Çocuklarımız bizim aynamızdır aslında. Onların nasıl birer birey olmasını istiyorsak bizler anne baba olarak önce kendimize dönüp bakmalıyız. Çocuğumuzun yapmasını istediğimiz ama yapmadığı davranışlarda kendimizi sorgulamalı, kendimizde bu davranışları alışkanlık haline getirmeliyiz. Onlar bizim aynamız unutmayın. Gelin bir uygulama yapalım beraber:
Gözlerinizi kapatın ve kendinizi bir aynanın karşısında düşünün şimdi.
Sizin elinizde hiçbir şey yok, aynanın karşısına oturdunuz.
Aynaya kitap oku deyin / kitap okumanı istiyorum / kitap okumak çok faydalıdır vb deyin ve uzaklaşın aynanın karşısından.
Sonra tekrar gelin aynanın karşısına. Aynadaki görüntünüze bakın, elleriniz hala bomboş. “Kitap okumaktan bahsettim ama senin elinde hala kitap yok “ diye düşünmeye başlayın. “Bu kitabı okumanı istiyorum “ deyin ve tekrar uzaklaşın.
Tekrar gelin aynanın karşısına , yine aynadaki görüntünüzde değişen hiçbir şey olmayacaktır.
İsterseniz binlerce kere gidin gelin oturun aynanın karşısına, ister kızın ister tatlı tatlı anlatın.
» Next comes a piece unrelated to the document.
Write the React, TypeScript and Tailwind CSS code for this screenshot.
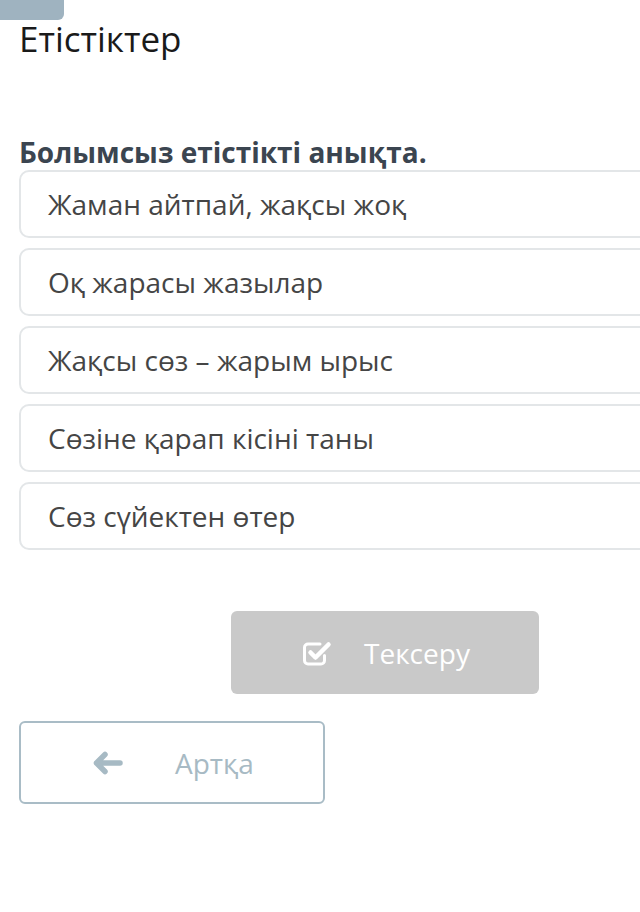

Bu sonuç hiçbir zaman değişmeyecektir.
Sonucu sadece siz elinize bir kitap alıp okumaya başladığında değiştiğini görebilirsiniz. İşte o zaman belki de hiçbir şey söylemenize bile gerek kalmaz.
Bu bir örnekti sadece. Kitap okuma örneği. Bunun daha başka boyutlarını da düşünün lütfen. Saygılı olmak, yalan söylemek, paylaşmak ve daha bir sürüsü…
Unutmayın taşın üzerinde damlayan suların taşı şekillendirmesi gibi, zamanla çocuklarımızın karakteri şekillenir ve çocukluk döneminde gerçekleşen karakter şekillenmesi, kişilik oturması ile çocukluk kapısı bir daha açılmamak üzere kapanır.
Peki neyi yanlış ya da neyi doğru yapıyorum acaba diye düşünüyorsanız bunun da çok basit bir çözümü var aslında. Eşiniz , siz ve tamamen tarafsız bir arkadaşınızı/komşunuzu ya da tanıdığınız birini alın yanınıza ve çocuğunuzun evcilik oynaması için bir ortam oluşturun.
Siz, eşiniz ve arkadaşınız çocuğunuz evcilik oynarken gözlemleyin çocuğunuzu, notlar alarak. Oyuncağına bağırdı mı ya da bebeğinden bir şey istediğinde ve yapmadığında sinirlendi mi ya da bebeğine yemeğini yedirirken hırçın mı davranıyor, bebeğini uyutmak için nasıl bir yol izliyor, oyuncaklarına nasıl yaklaşıyor, nazik mi yoksa hırçın mı vb gibi.
Sonra üçünüz aldığınız notlar üzerinde konuşun ve sadece düşünün.
Ve düşünürken de şunu hep aklınızın bir köşesinde tutun. Çocuklar duyduklarını değil, gördüklerini yaparlar ve bu hayattaki en büyük taklit ustalarıdır. Annelerinin, babalarının taklit ustasıdırlar.
İşte bu yüzden çocuğum çok yaramaz, çok huysuz, çok sinirli, hiç söz dinlemiyor vb diye konuşurken durun bir düşünün. Belki de siz çok sinirlisiniz ya da belki de siz çocuğunuzu dinlemiyorsunuz ve onlar sadece sizi taklit ediyorlar.